A French farmer went on trial this week for shooting dead a man he thought was stealing his truffles. The shooting a occurred during a so-called "truffle war" that saw French farmers regularly threatened by armed thieves.


Laurent Rambaud, 37, had grown increasingly frustrated with a spate of thefts in the southeastern region of Drome, and on the night of December 20, 2010, headed out into his fields armed with a shotgun.

He came across 43-year-old Ernest Pardo, who was known as a truffle hunter and had previous indictments for theft, who was walking with his dog.

Taking him for a thief and believing him to be armed, Rambaud fired two shots on Pardo, killing him almost immediately.

The charge against Rambaud has been reduced from murder to manslaughter after the court decided the killing was not premeditated, but the 37-year-old still faces 30 years in prison if convicted on Friday.

Rambaud, who was president of the young farmers association in the region and a volunteer fireman, had repeatedly complained about thefts.

Truffles are a delicacy in France, known as "black diamonds" and worth around €1,000 ($1,100) per kilo during the holiday season.

"This is a man who felt in danger that night.
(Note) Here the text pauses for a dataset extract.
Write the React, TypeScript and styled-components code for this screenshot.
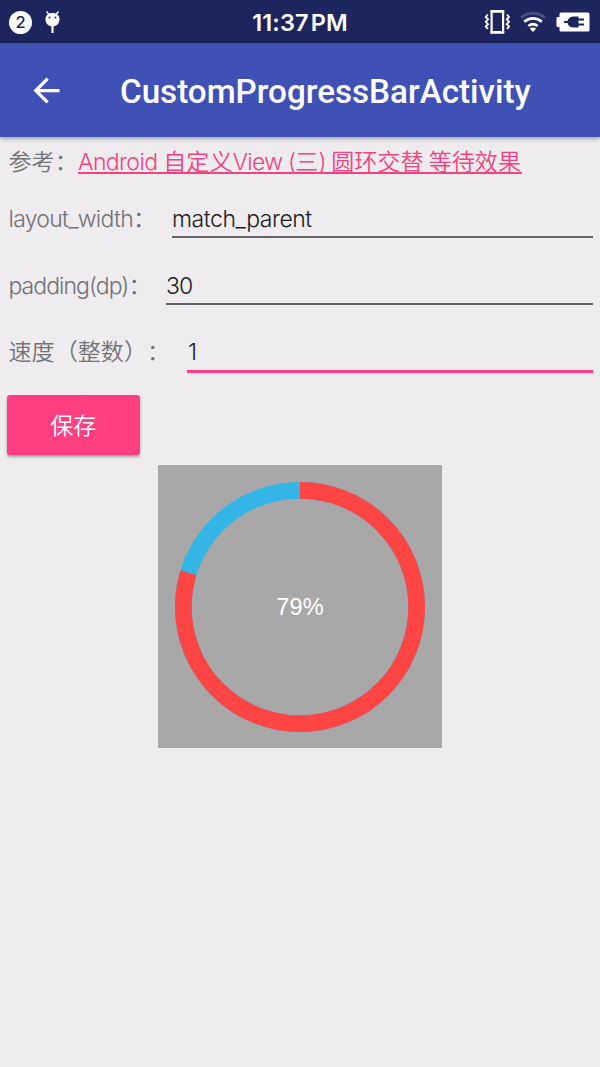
import React from 'react';
import styled, { createGlobalStyle } from 'styled-components';

const GlobalStyle = createGlobalStyle`
  * { box-sizing: border-box; }
  html, body { margin: 0; padding: 0; background: #eeecef; }
  body {
    font-family: Inter, "Noto Sans CJK SC", sans-serif;
    text-spacing-trim: space-all;
  }
`;

const Screen = styled.div`
  width: 600px;
  height: 1067px;
  display: flex;
  flex-direction: column;
  overflow: hidden;
  background: #eeecef;
`;

const StatusBar = styled.header`
  height: 43px;
  flex: none;
  display: grid;
  grid-template-columns: 1fr auto 1fr;
  align-items: center;
  background: #1c255e;
`;

const StatusGroup = styled.div<{ $end?: boolean }>`
  display: flex;
  align-items: center;
  justify-content: ${p => (p.$end ? 'flex-end' : 'flex-start')};
  gap: ${p => (p.$end ? '10px' : '12px')};
  padding: ${p => (p.$end ? '0 10px 0 0' : '0 0 0 9px')};
`;

const Badge = styled.span`
  width: 23px;
  height: 23px;
  border-radius: 50%;
  display: flex;
  align-items: center;
  justify-content: center;
  background: #fff;
  color: #1c255e;
  font: 500 16.5px/23px Inter, sans-serif;
`;

const Clock = styled.time`
  color: #fff;
  font: 600 23.5px/42px Inter, sans-serif;
  letter-spacing: 0.1px;
  word-spacing: -4px;
  padding-top: 2px;
`;

const Toolbar = styled.nav`
  height: 94px;
  flex: none;
  position: relative;
  display: flex;
  align-items: center;
  padding-left: 27px;
  gap: 54px;
  background: #3f51b5;
  box-shadow: 0 1px 5px rgba(0, 0, 0, 0.45);
`;

const BackButton = styled.button`
  width: 39px;
  height: 39px;
  padding: 0;
  border: 0;
  background: none;
`;

const Title = styled.h1`
  margin: 4px 0 0;
  color: #fff;
  font: 500 33.2px/40px Roboto, sans-serif;
  white-space: nowrap;
`;

const Form = styled.main`
  display: flex;
  flex-direction: column;
  padding: 8px 7px 0 8.5px;
`;

const Text = styled.span<{ $track?: number }>`
  font-size: 23px;
  line-height: 34px;
  font-weight: 300;
  white-space: pre;
  letter-spacing: ${p => p.$track ?? 0}px;
`;

const Hanzi = styled.span`
  font-family: "Noto Sans CJK SC", sans-serif;
  font-size: 23.1px;
  line-height: 30px;
  font-weight: 350;
  white-space: pre;
`;

const Label = styled.div<{ $width: number }>`
  flex: none;
  display: flex;
  width: ${p => p.$width}px;
  color: #737275;
`;

const Reference = styled.div`
  height: 34px;
  display: flex;
`;

const Link = styled.a`
  display: flex;
  height: 29px;
  padding-right: 1px;
  color: #f5427f;
  border-bottom: 2px solid #f5427f;
`;

const Field = styled.div<{ $height: number; $top: number }>`
  height: ${p => p.$height}px;
  padding-top: ${p => p.$top}px;
  display: flex;
`;

const Entry = styled.div<{ $active?: boolean }>`
  flex: 1;
  height: ${p => (p.$active ? 38 : 36)}px;
  padding-left: ${p => (p.$active ? 1 : 0)}px;
  color: #1b1b1d;
  border-bottom: ${p => (p.$active ? '3px solid #ff3d80' : '2px solid #656466')};
`;

const SaveButton = styled.button`
  width: 133.5px;
  height: 60px;
  margin: 0 0 0 -2px;
  padding: 0 0 3px;
  border: 0;
  border-radius: 3px;
  background: #ff3f80;
  color: #fff;
  box-shadow: 0 2px 3px rgba(0, 0, 0, 0.32);
`;

const Progress = styled.section`
  width: 284px;
  height: 283px;
  margin: 10px auto 0;
  display: grid;
  place-items: center;
  background: #a9a8a9;
`;

const Ring = styled.svg`
  grid-area: 1 / 1;
  display: block;
`;

const Percent = styled.span`
  grid-area: 1 / 1;
  color: #fff;
  font: 23.5px/28px "Liberation Sans", sans-serif;
  letter-spacing: 0.2px;
  padding-top: 1px;
`;

const AndroidIcon = () => (
  <svg width="18" height="24" viewBox="0 0 18 24">
    <path d="M2.500 1.500 5 4.500M14.500 1.500 12 4.500" stroke="#fff" strokeWidth="1.400" />
    <path d="M8.500 3C13 3 15.500 5.600 15.500 9.300S13 16.500 8.500 16.500 1.500 13 1.500 9.300 4 3 8.500 3Z" fill="#fff" />
    <circle cx="5.500" cy="7.500" r="1" fill="#1c255e" />
    <circle cx="11.500" cy="7.500" r="1" fill="#1c255e" />
    <path d="M8.500 16v7" stroke="#fff" strokeWidth="2.200" />
  </svg>
);

const VibrateIcon = () => (
  <svg width="26" height="26" viewBox="0 0 26 26" fill="none" stroke="#fff">
    <path d="M7.600 2.500h11.500v21H7.600z" strokeWidth="2.200" />
    <path d="M6.500 2.200h13.700M6.500 23.300h13.700" strokeWidth="2.600" />
    <path d="M3.800 5.500 1.800 8 4 10.300 1.800 12.800 4 15.200 1.800 17.600 3.800 20M23 5.500 25 8 22.800 10.300 25 12.800 22.800 15.200 25 17.600 23 20" strokeWidth="1.900" />
  </svg>
);

const WifiIcon = () => (
  <svg width="26" height="22" viewBox="0 0 26 22" fill="none">
    <path d="M1 6.700C8 .8 18 .8 25 6.700" stroke="#464f83" strokeWidth="3" />
    <path d="M4.200 10.700C9.500 6.200 16.500 6.200 21.800 10.700M8.400 15C11.200 12.700 14.800 12.700 17.600 15" stroke="#fff" strokeWidth="2.800" />
    <path d="M13 21 9.900 17.800Q13 15.300 16.100 17.800Z" fill="#fff" />
  </svg>
);

const BatteryIcon = () => (
  <svg width="34" height="20" viewBox="0 0 34 20">
    <path d="M5 .5h27a1.500 1.500 0 0 1 1.500 1.500v16a1.500 1.500 0 0 1-1.500 1.500H5A1.500 1.500 0 0 1 3.500 18v-3H1.700A1.200 1.200 0 0 1 .5 13.800V6.200A1.200 1.200 0 0 1 1.700 5h1.800V2A1.500 1.500 0 0 1 5 .5Z" fill="#fff" />
    <path d="M8 9h3.500C12.300 6 14.500 4.500 17.500 4.500h5V6.500H28v2h-5.500v3H28v2h-5.500v2h-5c-3 0-5.200-1.500-6-4.500H8Z" fill="#1c255e" />
  </svg>
);

const FULL = 2 * Math.PI * 116.7;

function ProgressRing({ value, sweep }: { value: number; sweep: number }) {
  return (
    <Progress>
      <Ring width="284" height="283" viewBox="0 0 284 283" fill="none" strokeWidth="16.700">
        <circle cx="142" cy="142" r="116.700" stroke="#33b5e5" />
        <circle
          cx="142"
          cy="142"
          r="116.700"
          stroke="#ff4444"
          strokeDasharray={`${(FULL * sweep) / 360} ${FULL}`}
          transform="rotate(-90 142 142)"
        />
      </Ring>
      <Percent>{value}%</Percent>
    </Progress>
  );
}

export default function App() {
  return (
    <Screen>
      <GlobalStyle />
      <StatusBar>
        <StatusGroup>
          <Badge>2</Badge>
          <AndroidIcon />
        </StatusGroup>
        <Clock>11:37 PM</Clock>
        <StatusGroup $end>
          <VibrateIcon />
          <WifiIcon />
          <BatteryIcon />
        </StatusGroup>
      </StatusBar>
      <Toolbar>
        <BackButton aria-label="Back">
          <svg width="39" height="39" viewBox="0 0 24 24" fill="#fff">
            <path d="M20 11H7.830l5.590-5.590L12 4l-8 8 8 8 1.410-1.410L7.830 13H20v-2z" />
          </svg>
        </BackButton>
        <Title>CustomProgressBarActivity</Title>
      </Toolbar>
      <Form>
        <Reference>
          <Label $width={69.5}><Hanzi>参考：</Hanzi></Label>
          <Link>
            <Text $track={-0.6}>Android </Text>
            <Hanzi>自定义</Hanzi>
            <Text $track={-0.7}>View (</Text>
            <Hanzi>三</Hanzi>
            <Text $track={-0.9}>) </Text>
            <Hanzi>圆环交替 等待效果</Hanzi>
          </Link>
        </Reference>
        <Field $height={66} $top={23}>
          <Label $width={163.5}>
            <Text $track={-0.72}>layout_width</Text>
            <Hanzi>：</Hanzi>
          </Label>
          <Entry><Text $track={-0.45}>match_parent</Text></Entry>
        </Field>
        <Field $height={67} $top={24}>
          <Label $width={157.5}>
            <Text $track={-0.95}>padding(dp)</Text>
            <Hanzi>：</Hanzi>
          </Label>
          <Entry><Text $track={-0.9}>30</Text></Entry>
        </Field>
        <Field $height={83} $top={23}>
          <Label $width={178.5}><Hanzi>速度（整数）：</Hanzi></Label>
          <Entry $active><Text>1</Text></Entry>
        </Field>
        <SaveButton><Hanzi>保存</Hanzi></SaveButton>
      </Form>
      <ProgressRing value={79} sweep={287} />
    </Screen>
  );
}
He was scared," said his lawyer Alain Fort in opening remarks, who added local farmers had been confronted by armed thieves.
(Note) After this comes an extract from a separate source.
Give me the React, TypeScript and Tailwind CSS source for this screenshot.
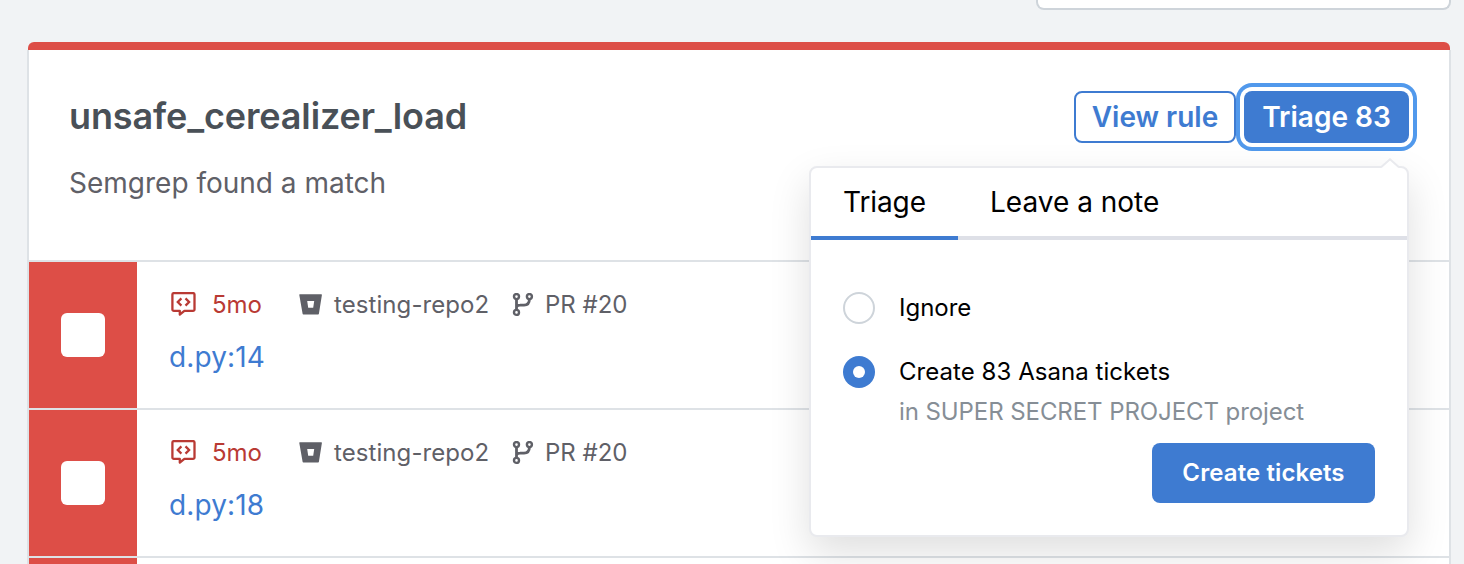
function FindingIcon() {
  return (
    <svg width="27" height="26" viewBox="0 0 27 26" fill="none" stroke="#b93a34" className="shrink-0">
      <path d="M4.2 1.1H23A1.5 1.5 0 0 1 24.5 2.6v14.8a1.5 1.5 0 0 1-1.5 1.5h-8.6L9.8 22.5v-3.6H3.9a1.5 1.5 0 0 1-1.5-1.5V2.6A1.5 1.5 0 0 1 3.9 1.1Z" strokeWidth="2.3" strokeLinejoin="round" />
      <path d="m11.4 6.4-3.6 3.6 3.6 3.6M15.5 6.4l3.6 3.6-3.6 3.6" strokeWidth="2.3" />
    </svg>
  );
}

function BucketIcon() {
  return (
    <svg width="24" height="22" viewBox="0 0 24 22" className="shrink-0">
      <path fillRule="evenodd" fill="#5f6067" d="M.8.2h21.5a.6.6 0 0 1 .6.7l-3 18.8a.8.8 0 0 1-.8.7H4.4a.8.8 0 0 1-.8-.7L.3.9A.6.6 0 0 1 .8.2ZM8.2 7l1 6.8h5l1-6.8Z" />
    </svg>
  );
}

function BranchIcon() {
  return (
    <svg width="22" height="24" viewBox="0 0 22 24" fill="none" stroke="#5f6067" className="shrink-0">
      <g strokeWidth="2.4">
        <circle cx="4.5" cy="3.6" r="2.5" />
        <circle cx="17.4" cy="3.6" r="2.5" />
        <circle cx="4.5" cy="19.4" r="2.5" />
      </g>
      <path d="M4.5 6.2v10.6M17.4 6.2c0 3.6-2 5.8-5.4 5.9l-4 .1c-1.8 0-3 .5-3.5 1.6" strokeWidth="2.8" />
    </svg>
  );
}

function FindingRow({ file }: { file: string }) {
  return (
    <div className="flex h-[148px] shrink-0 border-b-2 border-[#dee2e6]">
      <div className="flex w-[108px] items-center justify-center bg-[#dd4e47]">
        <div className="size-11 rounded-[6px] bg-white" />
      </div>
      <div className="flex flex-col pt-[27px] pl-8">
        <div className="flex h-8 items-center text-2xl leading-8 text-[#5f6067]">
          <span className="ml-px flex"><FindingIcon /></span>
          <span className="ml-[15px] w-[50px] whitespace-nowrap text-[#b93a34]">5mo</span>
          <span className="ml-[37px] flex"><BucketIcon /></span>
          <span className="ml-[11px] w-[155px] whitespace-nowrap tracking-[0.08px]">testing-repo2</span>
          <span className="ml-[23px] flex"><BranchIcon /></span>
          <span className="ml-[11px] whitespace-nowrap">PR #20</span>
        </div>
        <a className="mt-[18px] text-[28px] leading-9 tracking-[0.12px] text-[#3e7bd1]">{file}</a>
      </div>
    </div>
  );
}

function TriagePopover() {
  return (
    <div className="absolute top-[75px] right-0 z-10 h-[371px] w-[600px] rounded-lg border-2 border-[#e9eaee] bg-white text-black shadow-[0_16px_40px_rgba(0,0,0,0.13)]">
      <svg width="20" height="12" viewBox="0 0 20 12" className="absolute -top-[10px] right-[7px]">
        <path d="M1 10 10 1.5 19 10v2H1Z" fill="#fff" />
        <path d="M1 9.3 10 1.3l9 8" fill="none" stroke="#e9eaee" strokeWidth="2" />
      </svg>
      <div className="flex h-[72px] text-[28px] leading-[69px]">
        <div className="w-[147px] border-b-4 border-[#3e7bd1] pl-8 tracking-[-0.1px]">Triage</div>
        <div className="flex-1 border-b-4 border-[#dee0e7] pl-8">Leave a note</div>
      </div>
      <div className="flex flex-col px-8 pt-[52px] text-2xl leading-8">
        <div className="flex items-center gap-6">
          <span className="size-8 rounded-full border-2 border-[#ced4da]" />
          <span>Ignore</span>
        </div>
        <div className="mt-8 flex items-center gap-6">
          <span className="flex size-8 items-center justify-center rounded-full bg-[#3e7bd1]">
            <span className="size-3 rounded-full bg-white" />
          </span>
          <span className="tracking-[0.05px]">Create 83 Asana tickets</span>
        </div>
        <div className="mt-2 pl-14 tracking-[-0.08px] text-[#868e96]">in SUPER SECRET PROJECT project</div>
        <button className="mt-[15px] h-[60px] w-[223px] self-end rounded-lg bg-[#3e7bd1] font-semibold tracking-[0.1px] text-white">
          Create tickets
        </button>
      </div>
    </div>
  );
}

export default function App() {
  return (
    <div className="flex h-[564px] w-[1464px] flex-col overflow-hidden bg-[#f1f3f5] font-[Inter,sans-serif]">
      <div className="mr-[13px] h-[10px] w-[415px] shrink-0 self-end rounded-b-lg border-2 border-t-0 border-[#ced4da] bg-white" />
      <div className="mt-8 mr-[13px] ml-[27px] flex flex-col">
        <div className="mx-px h-2 shrink-0 rounded-t-[6px] bg-[#dd4e47]" />
        <div className="flex h-[560px] flex-col border-x-2 border-[#dee2e6] bg-white">
          <div className="flex h-[212px] shrink-0 items-start justify-between border-b-2 border-[#dee2e6] pt-[41px] pr-10 pl-10">
            <div>
              <h1 className="text-4xl leading-[50px] font-semibold tracking-[-0.13px] text-[#495057]">unsafe_cerealizer_load</h1>
              <p className="mt-[22px] text-[28px] leading-10 text-[#5f6067]">Semgrep found a match</p>
            </div>
            <div className="relative flex gap-2 text-[28px] font-semibold">
              <button className="h-[52px] w-[162px] rounded-lg border-2 border-[#3e7bd1] whitespace-nowrap text-[#3e7bd1]">View rule</button>
              <button className="h-[52px] w-[165px] rounded-lg bg-[#3e7bd1] whitespace-nowrap text-white shadow-[0_0_0_4px_#fff,0_0_0_8px_#5199ec]">Triage 83</button>
              <div className="contents font-normal">
                <TriagePopover />
              </div>
            </div>
          </div>
          <FindingRow file="d.py:14" />
          <FindingRow file="d.py:18" />
          <div className="w-[108px] flex-1 bg-[#dd4e47]" />
        </div>
      </div>
    </div>
  );
}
The trial continues, with judges due to give their verdict on Friday.

In 2014 The Local reported how French truffle growers are up in arms over cheaper imports from China which they say are being doctored by unscrupulous chefs and passed off fraudulently as the hugely prized local variety.

In comparison to the price of truffles in France, the pale tuber indicum variety from China and the Himalayan foothills fetches only €30 a kilo.

French trufficulteurs, as the cultivators are known, allege that some eateries spray scents and chemical additives on the Asian variety and pass them off as Perigord truffles to an unsuspecting clientele.